> TASK TO CARRY OUT: Omit every picture, and retype the lines that run from the beginning of the data below through the line containing "2L2 7M7 5L5", inclusive.

> COLLECTED MATERIAL:
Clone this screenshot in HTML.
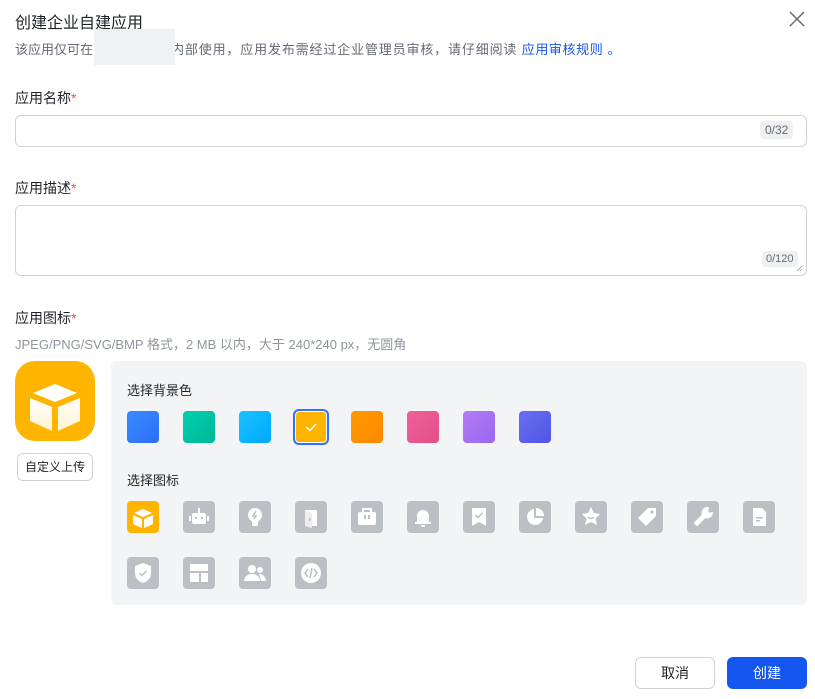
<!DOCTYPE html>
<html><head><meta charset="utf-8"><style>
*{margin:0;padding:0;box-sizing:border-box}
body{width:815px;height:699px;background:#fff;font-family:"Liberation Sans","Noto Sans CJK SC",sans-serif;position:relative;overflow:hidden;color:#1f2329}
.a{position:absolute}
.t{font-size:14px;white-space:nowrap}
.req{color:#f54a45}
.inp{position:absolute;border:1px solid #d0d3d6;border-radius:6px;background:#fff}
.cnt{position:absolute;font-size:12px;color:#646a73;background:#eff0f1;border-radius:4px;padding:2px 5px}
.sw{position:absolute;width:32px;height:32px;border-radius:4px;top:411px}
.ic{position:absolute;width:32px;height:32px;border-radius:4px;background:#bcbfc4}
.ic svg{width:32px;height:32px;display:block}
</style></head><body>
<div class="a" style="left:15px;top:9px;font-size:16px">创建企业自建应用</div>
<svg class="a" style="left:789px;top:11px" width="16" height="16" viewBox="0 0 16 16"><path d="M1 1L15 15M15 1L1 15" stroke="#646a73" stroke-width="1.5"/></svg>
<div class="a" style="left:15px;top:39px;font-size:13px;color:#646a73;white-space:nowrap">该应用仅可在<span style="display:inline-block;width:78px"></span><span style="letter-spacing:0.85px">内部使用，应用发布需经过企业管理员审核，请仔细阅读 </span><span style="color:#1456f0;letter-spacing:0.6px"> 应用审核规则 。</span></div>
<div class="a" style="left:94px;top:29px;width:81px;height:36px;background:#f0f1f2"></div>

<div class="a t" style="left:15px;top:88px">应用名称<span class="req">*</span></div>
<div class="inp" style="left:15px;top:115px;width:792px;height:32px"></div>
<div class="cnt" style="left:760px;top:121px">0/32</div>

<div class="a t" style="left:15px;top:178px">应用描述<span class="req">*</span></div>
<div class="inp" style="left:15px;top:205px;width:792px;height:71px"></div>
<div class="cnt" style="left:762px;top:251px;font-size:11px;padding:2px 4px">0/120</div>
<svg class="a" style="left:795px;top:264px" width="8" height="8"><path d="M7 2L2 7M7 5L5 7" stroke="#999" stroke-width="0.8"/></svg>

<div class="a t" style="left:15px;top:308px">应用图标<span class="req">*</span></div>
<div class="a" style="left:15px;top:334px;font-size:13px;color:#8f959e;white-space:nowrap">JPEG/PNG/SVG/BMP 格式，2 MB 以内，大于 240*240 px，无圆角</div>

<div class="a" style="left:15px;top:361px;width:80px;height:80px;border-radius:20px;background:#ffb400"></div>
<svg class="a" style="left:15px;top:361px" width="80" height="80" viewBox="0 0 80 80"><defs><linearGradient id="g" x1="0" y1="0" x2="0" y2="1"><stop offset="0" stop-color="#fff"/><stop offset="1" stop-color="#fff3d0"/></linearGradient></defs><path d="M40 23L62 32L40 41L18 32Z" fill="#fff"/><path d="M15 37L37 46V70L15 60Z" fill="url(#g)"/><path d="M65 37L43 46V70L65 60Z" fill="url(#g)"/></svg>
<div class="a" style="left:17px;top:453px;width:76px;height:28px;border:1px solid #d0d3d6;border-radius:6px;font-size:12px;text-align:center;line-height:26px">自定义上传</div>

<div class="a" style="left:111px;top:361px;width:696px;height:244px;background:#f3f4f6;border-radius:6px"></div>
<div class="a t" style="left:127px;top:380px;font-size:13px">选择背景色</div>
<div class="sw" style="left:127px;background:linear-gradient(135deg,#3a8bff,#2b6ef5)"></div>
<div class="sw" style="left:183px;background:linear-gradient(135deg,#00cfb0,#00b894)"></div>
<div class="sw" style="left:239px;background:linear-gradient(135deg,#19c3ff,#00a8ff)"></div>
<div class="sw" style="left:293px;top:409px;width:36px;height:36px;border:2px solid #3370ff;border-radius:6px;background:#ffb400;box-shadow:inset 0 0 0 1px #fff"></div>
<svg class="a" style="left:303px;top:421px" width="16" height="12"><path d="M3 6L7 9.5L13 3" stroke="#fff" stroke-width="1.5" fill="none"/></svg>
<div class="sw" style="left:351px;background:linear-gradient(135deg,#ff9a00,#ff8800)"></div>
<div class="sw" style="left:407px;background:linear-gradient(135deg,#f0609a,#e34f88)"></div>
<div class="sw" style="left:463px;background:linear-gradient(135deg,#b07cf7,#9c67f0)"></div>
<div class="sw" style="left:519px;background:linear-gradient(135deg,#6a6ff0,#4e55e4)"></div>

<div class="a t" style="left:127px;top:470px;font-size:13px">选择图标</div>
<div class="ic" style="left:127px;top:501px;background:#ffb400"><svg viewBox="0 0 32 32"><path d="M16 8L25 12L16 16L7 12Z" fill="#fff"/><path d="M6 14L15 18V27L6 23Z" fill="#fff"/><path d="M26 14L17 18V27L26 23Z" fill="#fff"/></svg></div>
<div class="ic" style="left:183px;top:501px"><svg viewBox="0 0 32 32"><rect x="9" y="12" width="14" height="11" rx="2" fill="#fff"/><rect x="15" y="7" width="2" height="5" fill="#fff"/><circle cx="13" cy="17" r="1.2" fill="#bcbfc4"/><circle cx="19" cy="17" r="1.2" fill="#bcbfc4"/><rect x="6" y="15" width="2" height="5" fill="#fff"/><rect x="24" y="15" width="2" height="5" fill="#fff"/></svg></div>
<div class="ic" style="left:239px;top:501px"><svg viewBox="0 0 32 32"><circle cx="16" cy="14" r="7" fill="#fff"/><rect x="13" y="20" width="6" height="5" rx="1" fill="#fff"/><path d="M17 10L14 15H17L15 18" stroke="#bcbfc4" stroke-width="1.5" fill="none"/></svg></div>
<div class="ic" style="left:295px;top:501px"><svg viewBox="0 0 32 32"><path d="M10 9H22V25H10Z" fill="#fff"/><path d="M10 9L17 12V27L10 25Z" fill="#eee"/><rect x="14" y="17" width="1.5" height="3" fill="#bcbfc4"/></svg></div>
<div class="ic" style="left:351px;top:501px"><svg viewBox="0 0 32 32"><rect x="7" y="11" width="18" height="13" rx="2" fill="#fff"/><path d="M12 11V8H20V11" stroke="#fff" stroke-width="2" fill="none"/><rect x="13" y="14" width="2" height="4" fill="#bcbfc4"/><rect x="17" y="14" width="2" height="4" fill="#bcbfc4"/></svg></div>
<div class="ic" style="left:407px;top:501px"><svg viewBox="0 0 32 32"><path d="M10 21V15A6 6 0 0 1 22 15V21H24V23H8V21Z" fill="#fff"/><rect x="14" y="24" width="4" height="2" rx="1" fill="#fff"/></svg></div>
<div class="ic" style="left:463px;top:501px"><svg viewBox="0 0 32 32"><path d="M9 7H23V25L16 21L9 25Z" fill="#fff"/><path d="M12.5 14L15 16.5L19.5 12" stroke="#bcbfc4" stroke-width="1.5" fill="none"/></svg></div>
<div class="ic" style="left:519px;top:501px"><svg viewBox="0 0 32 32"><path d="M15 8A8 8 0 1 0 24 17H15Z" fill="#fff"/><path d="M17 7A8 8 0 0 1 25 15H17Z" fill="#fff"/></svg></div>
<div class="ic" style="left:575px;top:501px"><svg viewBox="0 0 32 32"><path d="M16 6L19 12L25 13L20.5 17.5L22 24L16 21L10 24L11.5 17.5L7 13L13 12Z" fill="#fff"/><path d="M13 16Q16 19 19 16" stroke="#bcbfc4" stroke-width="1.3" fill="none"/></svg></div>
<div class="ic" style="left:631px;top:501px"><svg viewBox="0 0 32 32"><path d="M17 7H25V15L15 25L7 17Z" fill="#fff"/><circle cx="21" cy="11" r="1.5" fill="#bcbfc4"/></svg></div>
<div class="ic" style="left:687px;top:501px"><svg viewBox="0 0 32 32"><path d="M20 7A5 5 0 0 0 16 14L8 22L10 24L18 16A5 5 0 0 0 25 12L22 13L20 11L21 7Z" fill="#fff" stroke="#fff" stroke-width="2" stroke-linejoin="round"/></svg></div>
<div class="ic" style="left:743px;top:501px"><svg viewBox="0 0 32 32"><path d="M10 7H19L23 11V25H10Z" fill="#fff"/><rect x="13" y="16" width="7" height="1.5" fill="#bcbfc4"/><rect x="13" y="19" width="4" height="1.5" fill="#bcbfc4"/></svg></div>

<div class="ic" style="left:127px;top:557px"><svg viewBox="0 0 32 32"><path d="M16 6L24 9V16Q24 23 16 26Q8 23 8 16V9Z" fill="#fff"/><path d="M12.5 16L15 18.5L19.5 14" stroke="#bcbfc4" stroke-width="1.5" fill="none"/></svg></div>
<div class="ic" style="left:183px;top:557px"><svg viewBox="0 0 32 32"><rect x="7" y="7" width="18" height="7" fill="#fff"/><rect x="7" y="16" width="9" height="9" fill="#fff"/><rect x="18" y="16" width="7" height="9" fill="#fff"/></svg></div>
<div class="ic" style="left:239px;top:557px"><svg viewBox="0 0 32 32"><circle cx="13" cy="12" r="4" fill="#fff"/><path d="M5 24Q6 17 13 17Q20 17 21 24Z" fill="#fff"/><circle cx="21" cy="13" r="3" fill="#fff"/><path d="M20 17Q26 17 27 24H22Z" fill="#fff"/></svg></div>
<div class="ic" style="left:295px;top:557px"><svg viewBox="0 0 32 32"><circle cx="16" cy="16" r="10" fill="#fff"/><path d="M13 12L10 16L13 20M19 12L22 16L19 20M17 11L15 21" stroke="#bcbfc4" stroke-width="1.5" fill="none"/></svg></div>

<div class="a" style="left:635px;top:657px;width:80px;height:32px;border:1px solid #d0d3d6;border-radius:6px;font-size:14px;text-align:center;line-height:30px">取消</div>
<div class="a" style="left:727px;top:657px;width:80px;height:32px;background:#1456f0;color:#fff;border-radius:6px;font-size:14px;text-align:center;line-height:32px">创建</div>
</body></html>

> EXERCISE OUTPUT:
Clone this screenshot in HTML.
<!DOCTYPE html>
<html><head><meta charset="utf-8"><style>
*{margin:0;padding:0;box-sizing:border-box}
body{width:815px;height:699px;background:#fff;font-family:"Liberation Sans","Noto Sans CJK SC",sans-serif;position:relative;overflow:hidden;color:#1f2329}
.a{position:absolute}
.t{font-size:14px;white-space:nowrap}
.req{color:#f54a45}
.inp{position:absolute;border:1px solid #d0d3d6;border-radius:6px;background:#fff}
.cnt{position:absolute;font-size:12px;color:#646a73;background:#eff0f1;border-radius:4px;padding:2px 5px}
.sw{position:absolute;width:32px;height:32px;border-radius:4px;top:411px}
.ic{position:absolute;width:32px;height:32px;border-radius:4px;background:#bcbfc4}
.ic svg{width:32px;height:32px;display:block}
</style></head><body>
<div class="a" style="left:15px;top:9px;font-size:16px">创建企业自建应用</div>
<svg class="a" style="left:789px;top:11px" width="16" height="16" viewBox="0 0 16 16"><path d="M1 1L15 15M15 1L1 15" stroke="#646a73" stroke-width="1.5"/></svg>
<div class="a" style="left:15px;top:39px;font-size:13px;color:#646a73;white-space:nowrap">该应用仅可在<span style="display:inline-block;width:78px"></span><span style="letter-spacing:0.85px">内部使用，应用发布需经过企业管理员审核，请仔细阅读 </span><span style="color:#1456f0;letter-spacing:0.6px"> 应用审核规则 。</span></div>
<div class="a" style="left:94px;top:29px;width:81px;height:36px;background:#f0f1f2"></div>

<div class="a t" style="left:15px;top:88px">应用名称<span class="req">*</span></div>
<div class="inp" style="left:15px;top:115px;width:792px;height:32px"></div>
<div class="cnt" style="left:760px;top:121px">0/32</div>

<div class="a t" style="left:15px;top:178px">应用描述<span class="req">*</span></div>
<div class="inp" style="left:15px;top:205px;width:792px;height:71px"></div>
<div class="cnt" style="left:762px;top:251px;font-size:11px;padding:2px 4px">0/120</div>
<svg class="a" style="left:795px;top:264px" width="8" height="8"><path d="M7 2L2 7M7 5L5 7" stroke="#999" stroke-width="0.8"/></svg>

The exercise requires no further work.